From: Peng Tao <bergwolf@gmail.com>
To: Greg Kroah-Hartman <gregkh@linuxfoundation.org>
Cc: linux-kernel@vger.kernel.org,
JC Lafoucriere <jacques-charles.lafoucriere@cea.fr>,
Peng Tao <bergwolf@gmail.com>,
Andreas Dilger <andreas.dilger@intel.com>
Subject: [PATCH 1/9] staging/lustre/llite: Access to released file trigs a restore
Date: Tue, 19 Nov 2013 21:23:40 +0800 [thread overview]
Message-ID: <1384867428-8395-2-git-send-email-bergwolf@gmail.com> (raw)
In-Reply-To: <1384867428-8395-1-git-send-email-bergwolf@gmail.com>
From: JC Lafoucriere <jacques-charles.lafoucriere@cea.fr>
When a client accesses data in a released file,
or truncate it, client must trig a restore request.
During this restore, the client must not glimpse and
must use size from MDT. To bring the "restore is running"
information on the client we add a new t_state bit field
to mdt_info which will be used to carry transient file state.

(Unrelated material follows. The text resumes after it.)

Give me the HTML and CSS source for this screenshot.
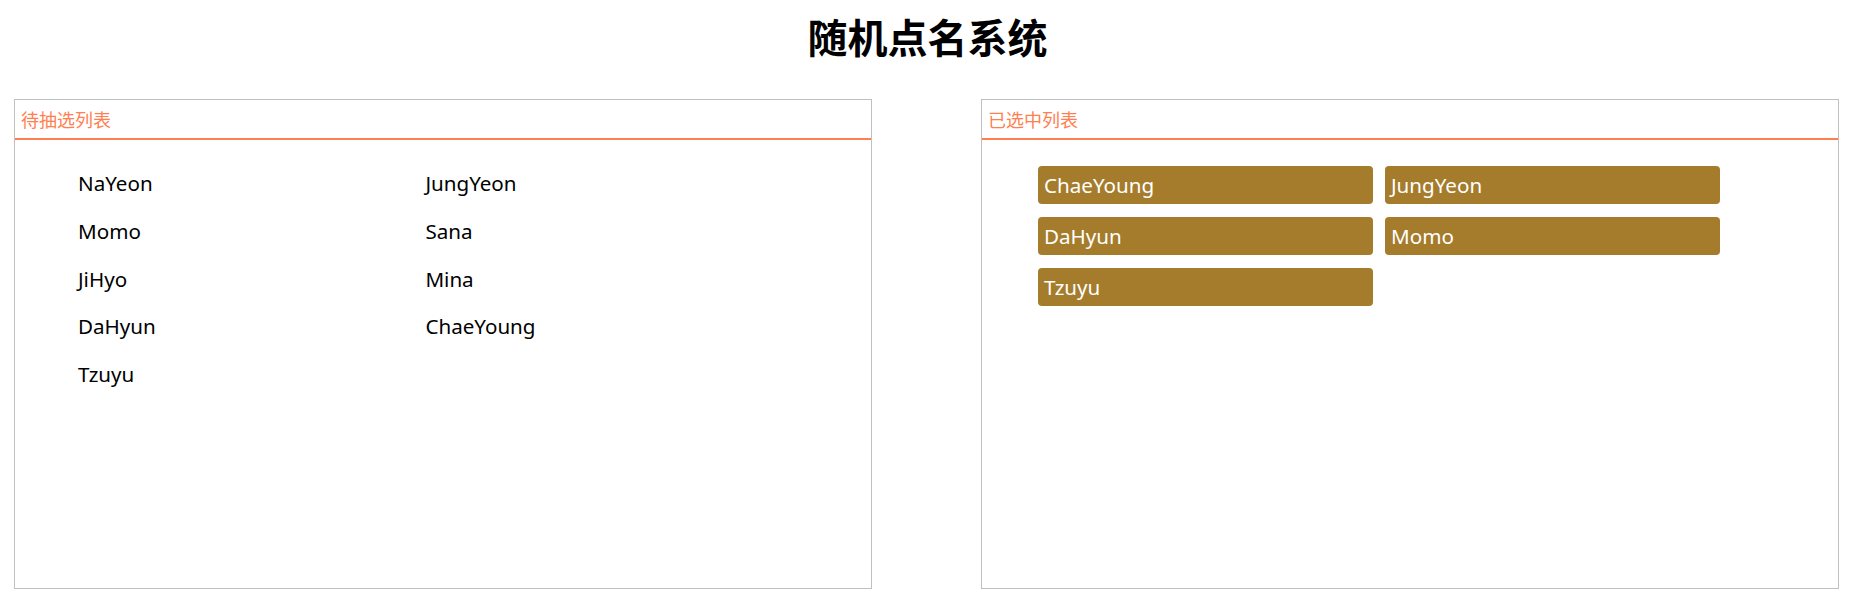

To memorise this information in the inode we add a new flag
LLIF_FILE_RESTORING.
Intel-bug-id: https://jira.hpdd.intel.com/browse/LU-3432
Lustre-change: http://review.whamcloud.com/6537
Signed-off-by: JC Lafoucriere <jacques-charles.lafoucriere@cea.fr>
Reviewed-by: Oleg Drokin <oleg.drokin@intel.com>
Tested-by: Oleg Drokin <oleg.drokin@intel.com>
Signed-off-by: Peng Tao <bergwolf@gmail.com>
Signed-off-by: Andreas Dilger <andreas.dilger@intel.com>
---
drivers/staging/lustre/lustre/include/cl_object.h | 6 ++-
.../lustre/lustre/include/lustre/lustre_idl.h | 14 +++--
drivers/staging/lustre/lustre/lclient/lcommon_cl.c | 6 +++
drivers/staging/lustre/lustre/llite/file.c | 39 +++++++++++++-
.../staging/lustre/lustre/llite/llite_internal.h | 3 ++
drivers/staging/lustre/lustre/llite/llite_lib.c | 36 +++++++++++++
drivers/staging/lustre/lustre/llite/vvp_io.c | 54 ++++++++++++++++++--
drivers/staging/lustre/lustre/lov/lov_io.c | 15 ++++--
.../staging/lustre/lustre/ptlrpc/pack_generic.c | 2 +-
drivers/staging/lustre/lustre/ptlrpc/wiretest.c | 17 +++---
10 files changed, 168 insertions(+), 24 deletions(-)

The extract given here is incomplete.